**What the exercise asks**
For the entries below, copy exactly the line that contains "Convert this screenshot" through the line that contains "const STAR = 'M12", both ends included, and exclude all pictures.

**Information supplied**
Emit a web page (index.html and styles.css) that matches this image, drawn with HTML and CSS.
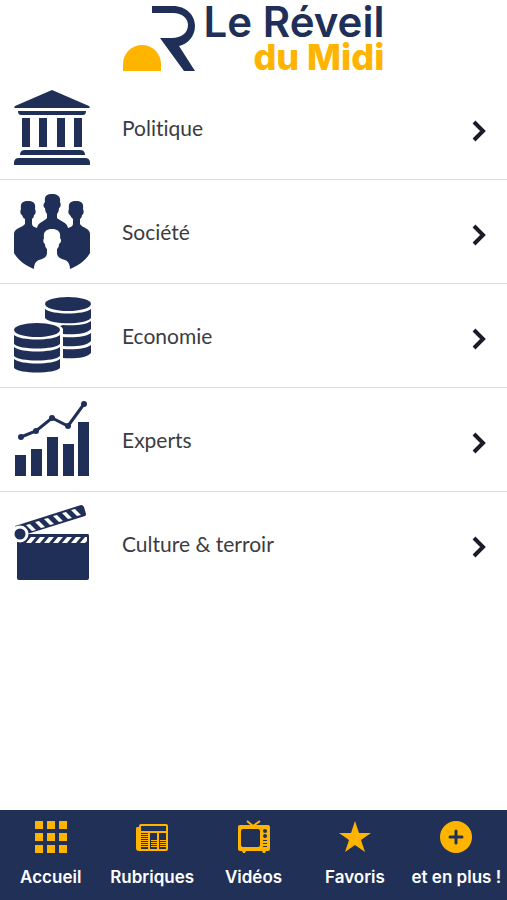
FILE: index.html
```html
<!DOCTYPE html>
<html lang="fr">

<head>
    <meta charset="UTF-8">
    <meta name="viewport" content="width=device-width, initial-scale=1.0">
    <title>Le Réveil du Midi</title>
    <link rel="stylesheet" href="styles.css">
</head>

<body>
    <header class="header">
        <svg class="logo-mark" viewBox="0 0 73 66" aria-hidden="true">
            <path class="navy" d="M29 0H50C63 0 72 9 72 20C72 30 65 38 56 40L72 65H61L37 32H49C58 32 65 27 65 19C65 12 59 7 50 7H29z"/>
            <path class="gold" d="M0 65V58a19 19 0 0 1 38 0v7z"/>
        </svg>
        <h1 class="logo-text">
            <span class="logo-top">Le Réveil</span>
            <span class="logo-bottom">du Midi</span>
        </h1>
    </header>

    <main class="categories">
        <a class="category" href="#politique">
            <svg class="category-icon" viewBox="0 0 76 76" aria-hidden="true">
                <path d="M38 0L75 16Q77 18 74 18H2Q-1 18 1 16z"/>
                <path d="M4 21H72Q72 25 69 25H7Q4 25 4 21z"/>
                <path d="M8 28h8v29H8zM25 28h8v29h-8zM43 28h8v29h-8zM60 28h8v29h-8z"/>
                <path d="M6 65Q6 60 11 60H66Q71 60 71 65z"/>
                <path d="M0 75V73Q0 68 5 68H71Q76 68 76 73V75z"/>
            </svg>
            <span class="category-name">Politique</span>
            <svg class="chevron" viewBox="0 0 16 24" aria-hidden="true"><path d="M3 4L12 13L3 22"/></svg>
        </a>

        <a class="category" href="#societe">
            <svg class="category-icon" viewBox="0 0 76 76" aria-hidden="true">
                <path d="M31 8C30 2 33 0 38 0S47 2 46 8C47 10 47 13 45 14C45 17 44 19 43 20V24C46 27 53 28 54 34C57 33 59 32 59 30V25C58 24 57 23 56 21C54 20 54 17 55 15C54 9 57 7 62 7S70 9 69 15C70 17 70 20 68 21C68 23 67 24 66 25V30C68 34 76 34 76 40V59C72 66 64 72 56 75C56 70 54 67 51 66C47 65 43 63 43 59V55C44 54 45 53 45 50C47 49 48 46 46 44C47 38 44 35 38 35S29 38 30 44C29 46 29 49 31 50C31 53 32 54 33 55V59C33 63 29 65 25 66C22 67 20 70 20 75C12 72 4 66 0 59V40C0 34 8 34 11 30V25C9 24 9 23 8 21C6 20 6 17 7 15C6 9 9 7 14 7S22 9 21 15C22 17 22 20 20 21C20 23 19 24 18 25V30C18 32 20 33 23 34C24 28 31 27 33 24V20C32 19 31 17 31 14C29 13 29 10 31 8z"/>
            </svg>
            <span class="category-name">Société</span>
            <svg class="chevron" viewBox="0 0 16 24" aria-hidden="true"><path d="M3 4L12 13L3 22"/></svg>
        </a>

        <a class="category" href="#economie">
            <svg class="category-icon" viewBox="0 0 76 76" aria-hidden="true">
                <ellipse cx="54" cy="6" rx="23" ry="7"/>
                <path d="M31 11C38 17 70 17 77 11V20C72 27 36 27 31 20z"/>
                <path d="M49 27C60 28 72 27 77 23V31C73 36 59 37 49 36V31Q48 29 46 28z"/>
                <path d="M49 39C60 40 72 39 77 35V43C73 48 59 49 49 48z"/>
                <path d="M49 51C60 52 72 51 77 47V55C73 60 59 61 49 60z"/>
                <ellipse cx="23" cy="32" rx="23" ry="7"/>
                <path d="M0 37C7 43 39 43 46 37V46C41 52 5 52 0 46z"/>
                <path d="M0 49C7 55 39 55 46 49V58C41 64 5 64 0 58z"/>
                <path d="M0 61C7 67 39 67 46 61V70C41 76 5 76 0 70z"/>
            </svg>
            <span class="category-name">Economie</span>
            <svg class="chevron" viewBox="0 0 16 24" aria-hidden="true"><path d="M3 4L12 13L3 22"/></svg>
        </a>

        <a class="category" href="#experts">
            <svg class="category-icon" viewBox="0 0 76 76" aria-hidden="true">
                <path d="M1 53h11v21H1zM17 47h11v27H17zM33 35h11v39H33zM49 42h11v32H49zM64 20h11v54H64z"/>
                <path class="curve" d="M7 35L22 29L38 16L54 24L70 2"/>
                <circle cx="7" cy="35" r="3"/>
                <circle cx="22" cy="29" r="3"/>
                <circle cx="38" cy="16" r="3"/>
                <circle cx="54" cy="24" r="3"/>
                <circle cx="70" cy="2" r="3"/>
            </svg>
            <span class="category-name">Experts</span>
            <svg class="chevron" viewBox="0 0 16 24" aria-hidden="true"><path d="M3 4L12 13L3 22"/></svg>
        </a>

        <a class="category" href="#culture">
            <svg class="category-icon" viewBox="0 0 76 76" aria-hidden="true">
                <!-- slate -->
                <path d="M3 28H74Q75 28 75 30V72Q75 74 73 74H5Q3 74 3 72z"/>
                <path class="cut" d="M17 31h5l-5 6h-5zM26 31h5l-5 6h-5zM35 31h5l-5 6h-5zM44 31h5l-5 6h-5zM53 31h5l-5 6h-5zM62 31h5l-5 6h-5zM71 31h2v4l-2 2h-5z"/>
                <!-- clap stick -->
                <path d="M1 20L67 -1Q69 -1 70 1L72 8Q72 10 71 10L10 29z"/>
                <path class="cut" d="M12 19l4-1 6 6-4 1zM21 16l4-1 6 6-4 1zM30 13l4-1 6 6-4 1zM39 10l4-1 6 6-4 1zM48 7l4-1 6 6-4 1zM57 4l4-1 6 6-4 1z"/>
                <circle class="hinge" cx="6" cy="28" r="7"/>
            </svg>
            <span class="category-name">Culture &amp; terroir</span>
            <svg class="chevron" viewBox="0 0 16 24" aria-hidden="true"><path d="M3 4L12 13L3 22"/></svg>
        </a>
    </main>

    <nav class="tabbar">
        <a class="tab" href="#accueil">
            <svg class="tab-icon" viewBox="0 0 34 34" aria-hidden="true">
                <path d="M1 1h8v8H1zM13 1h8v8h-8zM25 1h8v8h-8zM1 13h8v8H1zM13 13h8v8h-8zM25 13h8v8h-8zM1 25h8v8H1zM13 25h8v8h-8zM25 25h8v8h-8z"/>
            </svg>
            Accueil
        </a>
        <a class="tab" href="#rubriques">
            <svg class="tab-icon" viewBox="0 0 34 34" aria-hidden="true">
                <path d="M4 7H2Q1 7 1 9V28Q1 31 4 31H6V29H4z"/>
                <rect class="line" x="5" y="5" width="27" height="25" rx="1"/>
                <path class="line" d="M5 12H32M14 12V30M23 12V30"/>
                <path class="thin" d="M6 14.500h7M6 16.500h7M6 18.500h7M6 20.500h7M6 22.500h7M6 24.500h7M6 26.500h7M16 20.500h6M16 22.500h6M16 24.500h6M16 26.500h6M25 20.500h6M25 22.500h6M25 24.500h6M25 26.500h6"/>
            </svg>
            Rubriques
        </a>
        <a class="tab" href="#videos">
            <svg class="tab-icon" viewBox="0 0 34 34" aria-hidden="true">
                <path class="line" d="M10 1L16 6L23 1"/>
                <path fill-rule="evenodd" d="M3 5H31Q33 5 33 7V29Q33 31 31 31H29L28 33H26L25 31H9L8 33H6L5 31H3Q1 31 1 29V7Q1 5 3 5zM6 9Q4 9 4 11V25Q4 27 6 27H21Q23 27 23 25V11Q23 9 21 9z"/>
                <circle class="dark" cx="28" cy="11" r="2"/>
                <circle class="dark" cx="28" cy="16" r="2"/>
                <path class="dark" d="M26 20h4v1h-4zM26 23h4v1h-4zM26 26h4v1h-4z"/>
            </svg>
            Vidéos
        </a>
        <a class="tab" href="#favoris">
            <svg class="tab-icon" viewBox="0 0 34 34" aria-hidden="true">
                <path d="M17 1L21 13H33L23 20L27 32L17 25L7 32L11 20L1 13H13z"/>
            </svg>
            Favoris
        </a>
        <a class="tab" href="#plus">
            <svg class="tab-icon" viewBox="0 0 34 34" aria-hidden="true">
                <circle cx="17" cy="17" r="16"/>
                <path class="plus" d="M17 11V23M11 17H23"/>
            </svg>
            et en plus !
        </a>
    </nav>
</body>

</html>
```
FILE: styles.css
```css
* {
    box-sizing: border-box;
}

body {
    margin: 0;
    min-height: 100vh;
    display: flex;
    flex-direction: column;
    background-color: #fff;
    font-family: Inter, sans-serif;
}

a {
    color: inherit;
    text-decoration: none;
}

svg {
    flex: none;
    overflow: visible;
}

.navy {
    fill: #202f57;
}

.gold {
    fill: #ffb400;
}

/* Logo */
.header {
    display: flex;
    justify-content: center;
    gap: 8px;
    padding: 6px 0 4px;
}

.logo-mark {
    width: 73px;
    height: 66px;
}

.logo-text {
    display: flex;
    flex-direction: column;
    align-items: flex-end;
    height: 66px;
    margin: 0;
    color: #202f57;
    white-space: nowrap;
}

.logo-top {
    font-size: 42px;
    font-weight: 600;
    line-height: 32px;
}

.logo-bottom {
    color: #ffb400;
    font-size: 36px;
    font-weight: 800;
    line-height: 38px;
}

/* List of categories */
.categories {
    flex: 1;
}

.category {
    display: flex;
    align-items: center;
    padding: 14px 20px 13px 14px;
    border-bottom: 1px solid #dcdcdc;
    color: #3c3c40;
}

.category:last-child {
    border-bottom-color: transparent;
}

.category-icon {
    width: 76px;
    height: 76px;
    margin-right: 32px;
    fill: #202f57;
}

.category-name {
    flex: 1;
    font-family: Lato, sans-serif;
    font-size: 21px;
    font-variant-ligatures: none;
    line-height: 28px;
}

.curve {
    fill: none;
    stroke: #202f57;
    stroke-width: 3;
}

.cut {
    fill: #fff;
}

.hinge {
    stroke: #fff;
    stroke-width: 3;
}

.chevron {
    width: 16px;
    height: 24px;
    margin-top: 4px;
    fill: none;
    stroke: #1c1c26;
    stroke-width: 4;
}

/* Bottom bar */
.tabbar {
    display: flex;
    padding: 10px 0 11px;
    background-color: #213057;
}

.tab {
    flex: 1 1 0;
    min-width: 0;
    display: flex;
    flex-direction: column;
    align-items: center;
    gap: 11px;
    color: #fff;
    font-size: 17px;
    font-weight: 600;
    line-height: 24px;
    white-space: nowrap;
}

.tab-icon {
    width: 34px;
    height: 34px;
    fill: #ffb400;
}

.line {
    fill: none;
    stroke: #ffb400;
    stroke-width: 2;
}

.thin {
    stroke: #ffb400;
    stroke-width: 1;
}

.dark {
    fill: #213057;
}

.plus {
    stroke: #213057;
    stroke-width: 3;
    stroke-linecap: round;
}
```
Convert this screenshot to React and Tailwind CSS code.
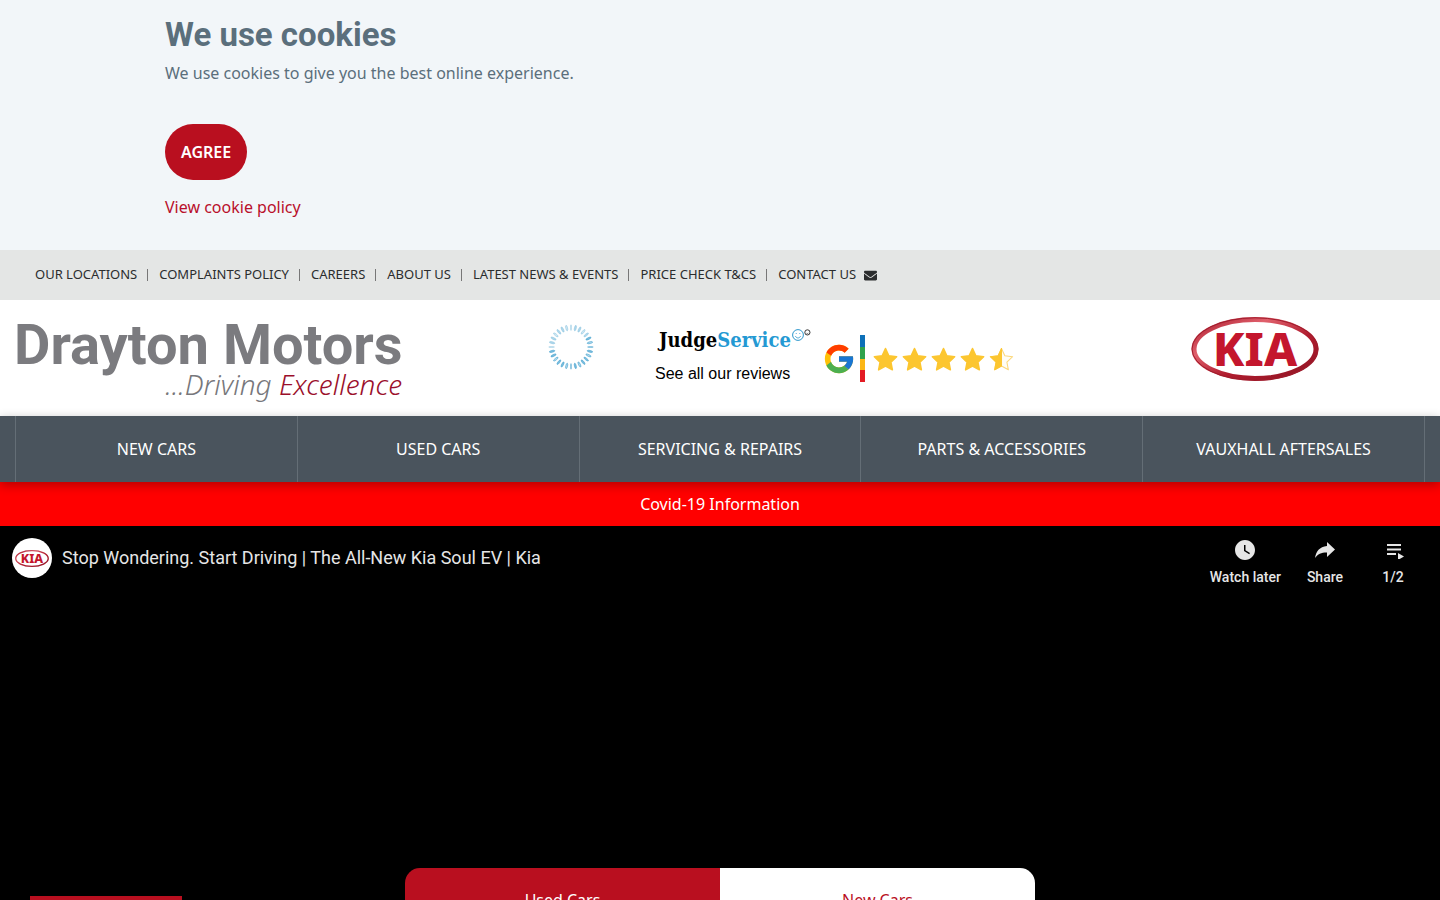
import { FcGoogle } from 'react-icons/fc'
import { FaEnvelope } from 'react-icons/fa'
import { MdWatchLater } from 'react-icons/md'

const topLinks = [
  'OUR LOCATIONS',
  'COMPLAINTS POLICY',
  'CAREERS',
  'ABOUT US',
  'LATEST NEWS & EVENTS',
  'PRICE CHECK T&CS',
  'CONTACT US',
]

const navLinks = ['NEW CARS', 'USED CARS', 'SERVICING & REPAIRS', 'PARTS & ACCESSORIES', 'VAUXHALL AFTERSALES']

const STAR = 'M12 1.5l3.2 6.9 7.5.9-5.5 5.2 1.4 7.4-6.6-3.6-6.6 3.6 1.4-7.4L1.3 9.3l7.5-.9z'

function Star({ half }) {
  return (
    <svg viewBox="0 0 24 24" className="h-[25px] w-[25px]" aria-hidden="true">
      {half ? (
        <>
          <path d={STAR} fill="#fffdf5" stroke="#fbd77a" strokeWidth="1" strokeLinejoin="round" />
          <path d="M12 1.5v16.8l-6.6 3.6 1.4-7.4L1.3 9.3l7.5-.9z" fill="#fcc630" stroke="#fcc630" strokeWidth="1" strokeLinejoin="round" />
        </>
      ) : (
        <path d={STAR} fill="#fcc630" stroke="#fcc630" strokeWidth="1.5" strokeLinejoin="round" />
      )}
    </svg>
  )
}

function KiaBadge({ className }) {
  return (
    <svg viewBox="0 0 128 64" className={className} role="img" aria-label="Kia">
      <defs>
        <linearGradient id="kiaRing" x1="0" y1="0" x2="1" y2="1">
          <stop offset="0" stopColor="#a8172a" />
          <stop offset="0.3" stopColor="#e0606c" />
          <stop offset="0.6" stopColor="#b01c2e" />
          <stop offset="1" stopColor="#8e1524" />
        </linearGradient>
      </defs>
      <ellipse cx="64" cy="32" rx="61" ry="29.5" fill="#fff" stroke="url(#kiaRing)" strokeWidth="5" />
      <ellipse cx="64" cy="32" rx="63" ry="31.2" fill="none" stroke="#a01c2c" strokeWidth="1" />
      <text
        x="64"
        y="49"
        textAnchor="middle"
        fill="#c4162d"
        fontSize="47"
        fontWeight="800"
        fontFamily="'Noto Sans', sans-serif"
      >
        KIA
      </text>
    </svg>
  )
}

function PetalRing() {
  const petals = Array.from({ length: 28 }, (_, i) => (i * 360) / 28)
  return (
    <svg viewBox="0 0 46 46" className="h-[46px] w-[46px]" aria-hidden="true">
      {petals.map((angle, i) => (
        <ellipse
          key={angle}
          cx="23"
          cy="3.6"
          rx={i % 7 === 0 ? 0.2 : 0.9}
          ry="2.8"
          fill={i % 3 === 0 ? '#b5dcee' : '#7dbfdf'}
          stroke="#48a3cf"
          strokeWidth="0.6"
          opacity={angle > 60 && angle < 260 ? 1 : 0.6}
          transform={`rotate(${angle} 23 23)`}
        />
      ))}
    </svg>
  )
}

function Smileys() {
  return (
    <svg viewBox="0 0 20 14" className="h-[14px] w-5 shrink-0" fill="none" aria-hidden="true">
      <circle cx="7" cy="7" r="5.4" stroke="#2b96cc" strokeWidth="1" />
      <path d="M4.4 8c1 2.6 4.2 2.6 5.2 0" stroke="#2b96cc" strokeWidth="0.8" />
      <circle cx="5.2" cy="5.6" r="0.5" fill="#2b96cc" />
      <circle cx="8.8" cy="5.6" r="0.5" fill="#2b96cc" />
      <circle cx="16.4" cy="4.4" r="2.6" stroke="#222" strokeWidth="0.9" />
      <path d="M15.2 4.8c.5 1 1.9 1 2.4 0" stroke="#222" strokeWidth="0.5" />
    </svg>
  )
}

function CookieNotice() {
  return (
    <section className="bg-[#f2f6f9] text-[#5b6f7c]">
      <div className="mx-auto h-[250px] max-w-[1110px] pt-3">
        <h2 className="font-[Roboto,sans-serif] text-[33px] leading-[46px] font-bold">We use cookies</h2>
        <p className="text-base leading-[30px]">We use cookies to give you the best online experience.</p>
        <button
          type="button"
          className="mt-9 block h-14 rounded-[28px] bg-[#b90f1f] px-4 text-base font-semibold text-white"
        >
          AGREE
        </button>
        <a href="#cookie-policy" className="mt-3 inline-block text-base leading-[30px] text-[#b90f2b]">
          View cookie policy
        </a>
      </div>
    </section>
  )
}

function TopBar() {
  return (
    <div className="flex h-[50px] items-center bg-[#e4e6e5] px-[35px] text-[13px] text-[#2b2d2e]">
      {topLinks.map((label, i) => (
        <div key={label} className="flex items-center">
          {i > 0 && <span className="mr-[11px] ml-[10px] h-3 w-px bg-[#777]" />}
          <a href="#page">{label}</a>
        </div>
      ))}
      <a href="#email" aria-label="Email us" className="ml-2">
        <FaEnvelope className="h-[13px] w-[13px]" />
      </a>
    </div>
  )
}

function Header() {
  return (
    <header className="grid h-[116px] grid-cols-[533px_492px_1fr] bg-white">
      <a href="#home" className="pt-3 pl-[14px]">
        <span className="block font-[Roboto,sans-serif] text-[56px] leading-[66px] font-bold whitespace-nowrap text-[#7b7b7f]">
          Drayton Motors
        </span>
        <span className="block w-[388px] text-right text-[28px] leading-3 font-light italic text-[#77777b]">
          ...Driving <span className="text-[#9b0f2b]">Excellence</span>
        </span>
      </a>
      <div className="flex">
        <div className="pt-6 pl-[15px]">
          <PetalRing />
        </div>
        <a href="#reviews" className="ml-[61px] w-[167px] pt-7 font-['Liberation_Sans',sans-serif] text-black">
          <span className="flex pl-1">
            <span className="font-['DejaVu_Serif_Condensed','DejaVu_Serif',serif] text-[20px] leading-6 font-bold">
              Judge<span className="text-[#2499d3]">Service</span>
            </span>
            <Smileys />
          </span>
          <span className="block pt-3 text-base leading-5">See all our reviews</span>
        </a>
        <FcGoogle className="mt-[42px] h-[34px] w-[34px]" />
        <div className="mt-[35px] ml-1 flex h-[47px] w-[5px] flex-col">
          <span className="flex-1 bg-[#0d70b8]" />
          <span className="flex-1 bg-[#2fa24c]" />
          <span className="flex-1 bg-[#fbb615]" />
          <span className="flex-1 bg-[#e31b23]" />
        </div>
        <div className="mt-[47px] ml-2 flex gap-1">
          <Star />
          <Star />
          <Star />
          <Star />
          <Star half />
        </div>
      </div>
      <div className="flex justify-center pt-[17px]">
        <KiaBadge className="ml-[45px] h-16 w-32" />
      </div>
    </header>
  )
}

function MainNav() {
  return (
    <nav className="relative z-10 bg-[#4a545d] px-[15px] shadow-[0_3px_10px_rgba(0,0,0,0.3)]">
      <ul className="grid h-[66px] grid-cols-5 border-l border-[#646e76]">
        {navLinks.map((label) => (
          <li key={label} className="border-r border-[#646e76]">
            <a href="#cars" className="flex h-full items-center justify-center text-base text-white">
              {label}
            </a>
          </li>
        ))}
      </ul>
    </nav>
  )
}

function VideoButton({ label, children }) {
  return (
    <button type="button" className="flex flex-col items-center text-sm leading-5 font-medium">
      <span className="flex h-6 items-center justify-center">{children}</span>
      <span className="pt-[5px]">{label}</span>
    </button>
  )
}

function Video() {
  return (
    <section className="flex h-[342px] items-start justify-between bg-black font-[Roboto,sans-serif] text-[#e6e6e6]">
      <div className="flex items-center pt-3 pl-3">
        <span className="flex h-10 w-10 items-center justify-center rounded-full bg-white">
          <KiaBadge className="h-[17px] w-[34px]" />
        </span>
        <a href="#video" className="ml-[10px] text-lg">
          Stop Wondering. Start Driving | The All-New Kia Soul EV | Kia
        </a>
      </div>
      <div className="flex pt-3 pr-9">
        <VideoButton label="Watch later">
          <MdWatchLater className="h-6 w-6" />
        </VideoButton>
        <div className="ml-[26px]">
          <VideoButton label="Share">
            <svg viewBox="0 0 20 18" className="h-[18px] w-5" fill="currentColor" aria-hidden="true">
              <path d="M12 1l8 7.5-8 7.5v-4.5C6.5 11.4 2.8 13 0 17 1 10.5 4.5 5.8 12 5z" />
            </svg>
          </VideoButton>
        </div>
        <div className="ml-[39px]">
          <VideoButton label="1/2">
            <svg viewBox="0 0 18 18" className="ml-1 h-[18px] w-[18px]" fill="currentColor" aria-hidden="true">
              <path d="M1 3h14v2H1zM1 7.5h14v2H1zM1 12h9v2H1zM12 12l6 3.500-6 3.500z" />
            </svg>
          </VideoButton>
        </div>
      </div>
    </section>
  )
}

function SearchTabs() {
  return (
    <section className="relative bg-black">
      <div className="mx-auto grid h-16 max-w-[630px] grid-cols-2 overflow-hidden rounded-t-[15px] text-base">
        <button type="button" className="bg-[#b90f1f] text-white">
          Used Cars
        </button>
        <button type="button" className="bg-white text-[#b90f1f]">
          New Cars
        </button>
      </div>
      <span className="absolute top-7 left-[30px] h-9 w-[152px] bg-[#b90f1f]" />
    </section>
  )
}

export default function App() {
  return (
    <div className="h-screen overflow-hidden bg-black font-['Noto_Sans',sans-serif]">
      <CookieNotice />
      <TopBar />
      <Header />
      <MainNav />
      <a href="#covid" className="block bg-[red] py-[10px] text-center text-base leading-6 text-white">
        Covid-19 Information
      </a>
      <Video />
      <SearchTabs />
    </div>
  )
}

**Solution to this task**
Convert this screenshot to React and Tailwind CSS code.
import { FcGoogle } from 'react-icons/fc'
import { FaEnvelope } from 'react-icons/fa'
import { MdWatchLater } from 'react-icons/md'

const topLinks = [
  'OUR LOCATIONS',
  'COMPLAINTS POLICY',
  'CAREERS',
  'ABOUT US',
  'LATEST NEWS & EVENTS',
  'PRICE CHECK T&CS',
  'CONTACT US',
]

const navLinks = ['NEW CARS', 'USED CARS', 'SERVICING & REPAIRS', 'PARTS & ACCESSORIES', 'VAUXHALL AFTERSALES']

const STAR = 'M12 1.5l3.2 6.9 7.5.9-5.5 5.2 1.4 7.4-6.6-3.6-6.6 3.6 1.4-7.4L1.3 9.3l7.5-.9z'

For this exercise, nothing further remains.